Here is the spec per the documentation:
- 8.3Dbd gain vhf 144mhz-148mhz
- 11.7Dbd gain uhf 430mhz-450mhz
- Heavy-duty fiberglass construction
Before mounting I tested a few far-off repeaters on VHF and UHF and recorded their signal reports. I also monitored various marine frequencies, presumably from nearby Dana Point. With the J pole antenna I can only faintly pickup just a handful of marine channels.
I installed the 17′ antenna on a 10′ 1.25″ piece of steel conduit that I painted white, to match the antenna. The push up pole is mounted atop our back yard trellis, which is ~10′ tall. Ground to the antenna base is about 19′ up, and ground to antenna tip is about 36′. No guy wires necessary as the steel conduit is very rigid.
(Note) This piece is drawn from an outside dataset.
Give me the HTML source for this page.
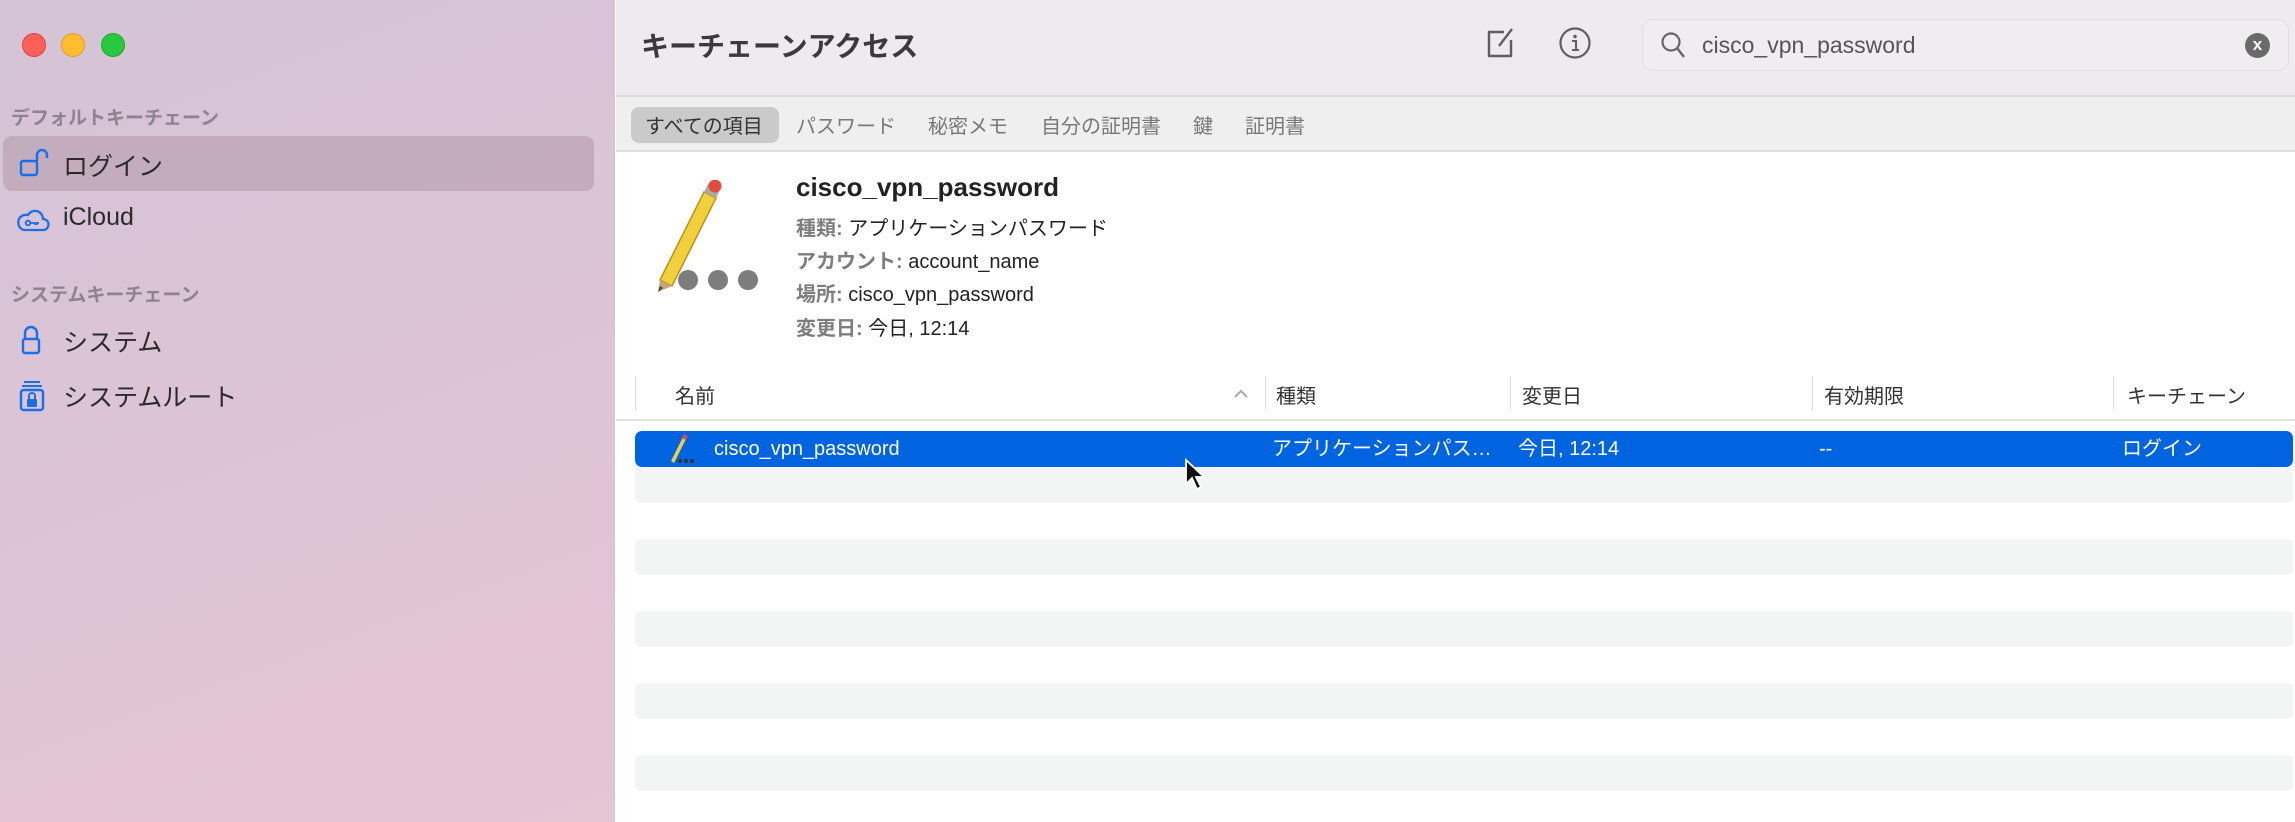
<!DOCTYPE html>
<html><head><meta charset="utf-8"><style>
*{margin:0;padding:0;box-sizing:border-box}
body{width:2295px;height:822px;overflow:hidden;font-family:"Liberation Sans","Noto Sans CJK JP",sans-serif;position:relative;background:#fff}
.abs{position:absolute;white-space:nowrap}
#side{position:absolute;left:0;top:0;width:615px;height:822px;background:linear-gradient(160deg,#d4c4d6 0%,#dcc4d6 50%,#e6c5d5 100%);border-right:1px solid #d2c7cf}
.dot{position:absolute;top:33px;width:24px;height:24px;border-radius:50%}
.sh{font-size:19px;color:#8e8290;font-weight:600}
.si{font-size:25px;color:#2a2a2a}
#top{position:absolute;left:616px;top:0;width:1679px;height:97px;background:#edebed;border-bottom:2px solid #dcdadc}
#tabs{position:absolute;left:616px;top:97px;width:1679px;height:55px;background:#f0eff0;border-bottom:2px solid #e0dfe0}
.tab{position:absolute;top:110px;font-size:20px;color:#7a777a}
.d{font-size:20px;color:#222}
.d b{color:#7d7d7d;font-weight:600}
.hd{font-size:20px;color:#333;top:380px}
.vl{position:absolute;top:376px;width:1px;height:34px;background:#dedede}
.stripe{position:absolute;left:635px;width:1658px;height:36px;background:#f3f4f4;border-radius:6px}
.rt{font-size:20px;color:#fff;top:431px;line-height:36px;height:36px}
</style></head><body>
<div id="side">
<div class="dot" style="left:22px;background:#fe5f57;border:1px solid #e0443e"></div>
<div class="dot" style="left:61px;background:#febc2e;border:1px solid #dea123"></div>
<div class="dot" style="left:101px;background:#28c840;border:1px solid #1aab29"></div>
<div class="abs sh" style="left:11px;top:103px">デフォルトキーチェーン</div>
<div style="position:absolute;left:3px;top:136px;width:591px;height:55px;border-radius:9px;background:rgba(150,120,140,0.32)"></div>
<svg class="abs" style="left:18px;top:148px" width="32" height="30" viewBox="0 0 32 30"><rect x="3" y="13" width="16" height="14" rx="2" fill="none" stroke="#1a6fe8" stroke-width="2.4"/><path d="M19 13 V7 a5 5 0 0 1 10 0 V10" fill="none" stroke="#1a6fe8" stroke-width="2.4"/></svg>
<div class="abs si" style="left:63px;top:147px">ログイン</div>
<svg class="abs" style="left:16px;top:205px" width="34" height="28" viewBox="0 0 34 28"><path d="M8 25 h19 a5.5 5.5 0 0 0 0-11 a8 8 0 0 0-15-4 a6.5 6.5 0 0 0-4 15z" fill="none" stroke="#1a6fe8" stroke-width="2.3"/><circle cx="12" cy="18" r="2.3" fill="none" stroke="#1a6fe8" stroke-width="1.8"/><path d="M14 18h9M21 18v2M19 18v2" stroke="#1a6fe8" stroke-width="1.8"/></svg>
<div class="abs si" style="left:63px;top:203px">iCloud</div>
<div class="abs sh" style="left:11px;top:280px">システムキーチェーン</div>
<svg class="abs" style="left:20px;top:325px" width="24" height="30" viewBox="0 0 24 30"><rect x="3" y="14" width="16" height="14" rx="2" fill="none" stroke="#1a6fe8" stroke-width="2.4"/><path d="M5 14 V8 a6 6 0 0 1 12 0 V14" fill="none" stroke="#1a6fe8" stroke-width="2.4"/></svg>
<div class="abs si" style="left:63px;top:323px">システム</div>
<svg class="abs" style="left:18px;top:380px" width="28" height="32" viewBox="0 0 28 32"><path d="M6 2h16M4 6h20" stroke="#1a6fe8" stroke-width="2"/><rect x="3" y="10" width="22" height="20" rx="2.5" fill="none" stroke="#1a6fe8" stroke-width="2.4"/><rect x="9" y="19" width="10" height="8" rx="1" fill="#1a6fe8"/><path d="M11 19v-3a3 3 0 0 1 6 0v3" fill="none" stroke="#1a6fe8" stroke-width="2"/></svg>
<div class="abs si" style="left:63px;top:378px">システムルート</div>
</div>

<div id="top"></div>
<div class="abs" style="left:641px;top:25px;font-size:28px;font-weight:600;color:#3a3a3a">キーチェーンアクセス</div>
<svg class="abs" style="left:1485px;top:26px" width="32" height="34" viewBox="0 0 32 34"><path d="M19 6H4v24h22V14" fill="none" stroke="#5f5f5f" stroke-width="2.4" stroke-linejoin="round"/><path d="M27 3L14 20" stroke="#5f5f5f" stroke-width="2.4"/></svg>
<svg class="abs" style="left:1558px;top:26px" width="34" height="34" viewBox="0 0 34 34"><circle cx="17" cy="17" r="14.5" fill="none" stroke="#5f5f5f" stroke-width="2.2"/><circle cx="17" cy="10.5" r="1.8" fill="#5f5f5f"/><path d="M14 15h4v9M14 24h7" fill="none" stroke="#5f5f5f" stroke-width="2"/></svg>
<div class="abs" style="left:1642px;top:19px;width:647px;height:52px;border:1.5px solid #e0dee0;border-radius:11px;background:#efedef"></div>
<svg class="abs" style="left:1660px;top:31px" width="28" height="30" viewBox="0 0 28 30"><circle cx="11" cy="11" r="8.5" fill="none" stroke="#666" stroke-width="2.2"/><path d="M17 17l7 9" stroke="#666" stroke-width="2.4"/></svg>
<div class="abs" style="left:1702px;top:32px;font-size:23px;color:#555">cisco_vpn_password</div>
<div class="abs" style="left:2245px;top:33px;width:25px;height:25px;border-radius:50%;background:#6a6a6a;color:#fff;font-size:17px;font-weight:bold;text-align:center;line-height:24px">x</div>

<div id="tabs"></div>
<div class="abs" style="left:631px;top:107px;width:148px;height:36px;border-radius:8px;background:#cbcacb"></div>
<div class="tab abs" style="left:645px;color:#333">すべての項目</div>
<div class="tab abs" style="left:796px">パスワード</div>
<div class="tab abs" style="left:928px">秘密メモ</div>
<div class="tab abs" style="left:1041px">自分の証明書</div>
<div class="tab abs" style="left:1193px">鍵</div>
<div class="tab abs" style="left:1245px">証明書</div>

<svg class="abs" style="left:648px;top:180px" width="116" height="116" viewBox="0 0 116 116">
<path d="M12 100 L56 12 L68 18 L24 106 Z" fill="#f2cf3c" stroke="#b89417" stroke-width="1.5"/>
<path d="M12 100 L24 106 L10 112 Z" fill="#c9a27a"/>
<path d="M10 112 L12 106 L15 108 Z" fill="#444"/>
<path d="M56 12 L68 18 L72 10 L60 4 Z" fill="#aaa"/>
<circle cx="67" cy="6" r="6.5" fill="#e24b3d"/>
<circle cx="40" cy="100" r="10" fill="#7d7d7d"/><circle cx="70" cy="100" r="10" fill="#7d7d7d"/><circle cx="100" cy="100" r="10" fill="#7d7d7d"/>
</svg>
<div class="abs" style="left:796px;top:172px;font-size:26px;font-weight:bold;color:#222">cisco_vpn_password</div>
<div class="abs d" style="left:796px;top:212px"><b>種類:</b> アプリケーションパスワード</div>
<div class="abs d" style="left:796px;top:245px"><b>アカウント:</b> account_name</div>
<div class="abs d" style="left:796px;top:278px"><b>場所:</b> cisco_vpn_password</div>
<div class="abs d" style="left:796px;top:312px"><b>変更日:</b> 今日, 12:14</div>

<div class="vl" style="left:635px"></div><div class="vl" style="left:1265px"></div><div class="vl" style="left:1510px"></div><div class="vl" style="left:1812px"></div><div class="vl" style="left:2113px"></div>
<div class="abs hd" style="left:675px">名前</div>
<svg class="abs" style="left:1233px;top:388px" width="16" height="12" viewBox="0 0 16 12"><path d="M2 9l6-6 6 6" fill="none" stroke="#aaa" stroke-width="2"/></svg>
<div class="abs hd" style="left:1276px">種類</div>
<div class="abs hd" style="left:1522px">変更日</div>
<div class="abs hd" style="left:1824px">有効期限</div>
<div class="abs hd" style="left:2127px">キーチェーン</div>
<div class="abs" style="left:616px;top:419px;width:1679px;height:2px;background:#e3e3e3"></div>

<div class="abs" style="left:635px;top:431px;width:1658px;height:36px;border-radius:7px;background:#0064e1"></div>
<svg class="abs" style="left:668px;top:433px" width="34" height="32" viewBox="0 0 34 32"><path d="M3 28 L15 4 L18 6 L6 30 Z" fill="#f2cf3c"/><circle cx="17" cy="4" r="2.5" fill="#e24b3d"/><circle cx="12" cy="28" r="2" fill="#333"/><circle cx="18" cy="28" r="2" fill="#333"/><circle cx="24" cy="28" r="2" fill="#333"/></svg>
<div class="abs rt" style="left:714px">cisco_vpn_password</div>
<div class="abs rt" style="left:1272px">アプリケーションパス…</div>
<div class="abs rt" style="left:1518px">今日, 12:14</div>
<div class="abs rt" style="left:1819px">--</div>
<div class="abs rt" style="left:2122px">ログイン</div>

<div class="stripe" style="top:467px"></div>
<div class="stripe" style="top:539px"></div>
<div class="stripe" style="top:611px"></div>
<div class="stripe" style="top:683px"></div>
<div class="stripe" style="top:755px"></div>

<svg class="abs" style="left:1184px;top:458px" width="24" height="36" viewBox="0 0 24 36"><path d="M2 2 L2 26 L8 20 L13 31 L17 29 L12 19 L20 19 Z" fill="#111" stroke="#fff" stroke-width="1.8"/></svg>
</body></html>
Now to the on-air results! I was very pleased to find both VHF and UHF reception increased markedly. I’m only using the digital bar meter on my FT-7800R to compare, but VHF jumped from 5 to 7 ‘bars’ and UHF went from 4 to 6 bars. Additionally, I can hear a whole host of new chatter on the marine frequencies. SWR is either good or perfect across 2 meter and 70cm. The highest SWR was on the bottom of 2 meter and reached a peak of 1.7:1. The middle to top of the band was 1:1.
So far I’m pleased. I’m a bit skeptical, however, because the reviews on eHam are a mixed bag. Southern CA is very dry by nature, so hopefully the moisture issue that’s plagued many others won’t be such an issue here. I’ll be sure to keep my SWR meter connected to make sure I don’t miss a problem!